Solving Large-Scale Sparse PCA to Certifiable (Near) Optimality
This work addresses the scalability bottleneck in sparse PCA for researchers and practitioners needing interpretable dimensionality reduction in fields like finance and medicine, offering incremental improvements in computational efficiency.
The authors tackled the problem of scaling sparse PCA to certifiable optimality, achieving exact solutions for selecting 5 covariates from 300 variables and providing bound gaps of 1-2% for larger datasets up to thousands of variables.

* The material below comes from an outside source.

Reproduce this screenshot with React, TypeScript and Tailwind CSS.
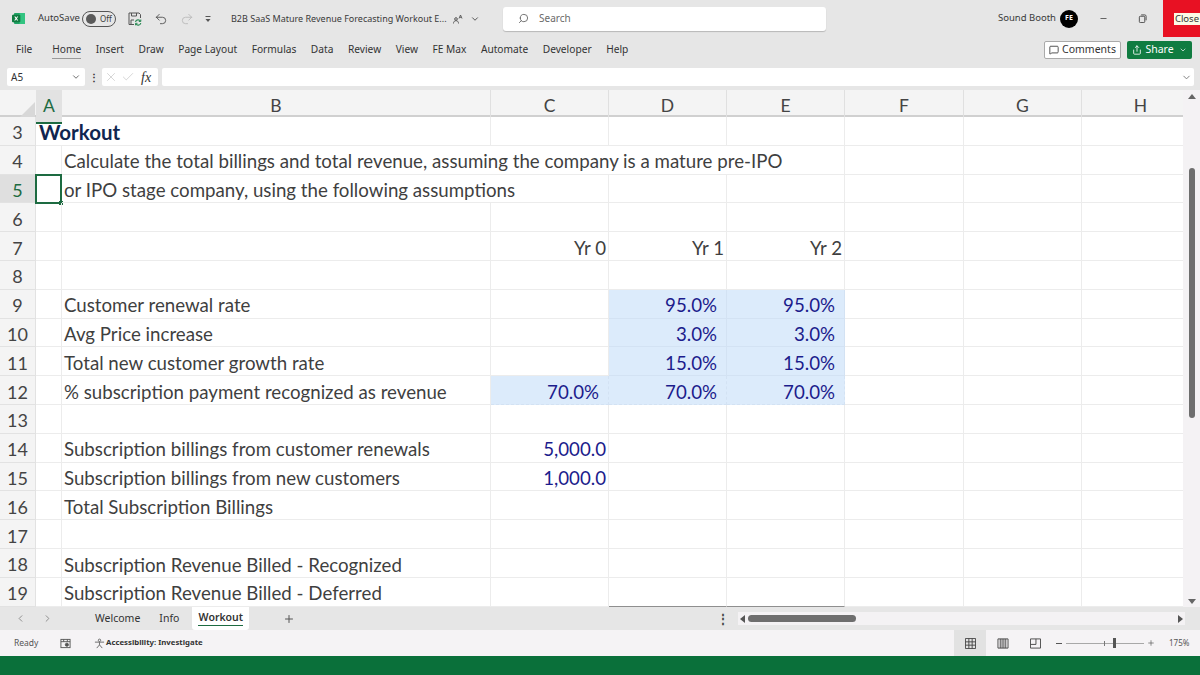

Sparse principal component analysis (PCA) is a popular dimensionality reduction technique for obtaining principal components which are linear combinations of a small subset of the original features. Existing approaches cannot supply certifiably optimal principal components with more than $p=100s$ of variables. By reformulating sparse PCA as a convex mixed-integer semidefinite optimization problem, we design a cutting-plane method which solves the problem to certifiable optimality at the scale of selecting k=5 covariates from p=300 variables, and provides small bound gaps at a larger scale. We also propose a convex relaxation and greedy rounding scheme that provides bound gaps of $1-2\%$ in practice within minutes for $p=100$s or hours for $p=1,000$s and is therefore a viable alternative to the exact method at scale. Using real-world financial and medical datasets, we illustrate our approach's ability to derive interpretable principal components tractably at scale.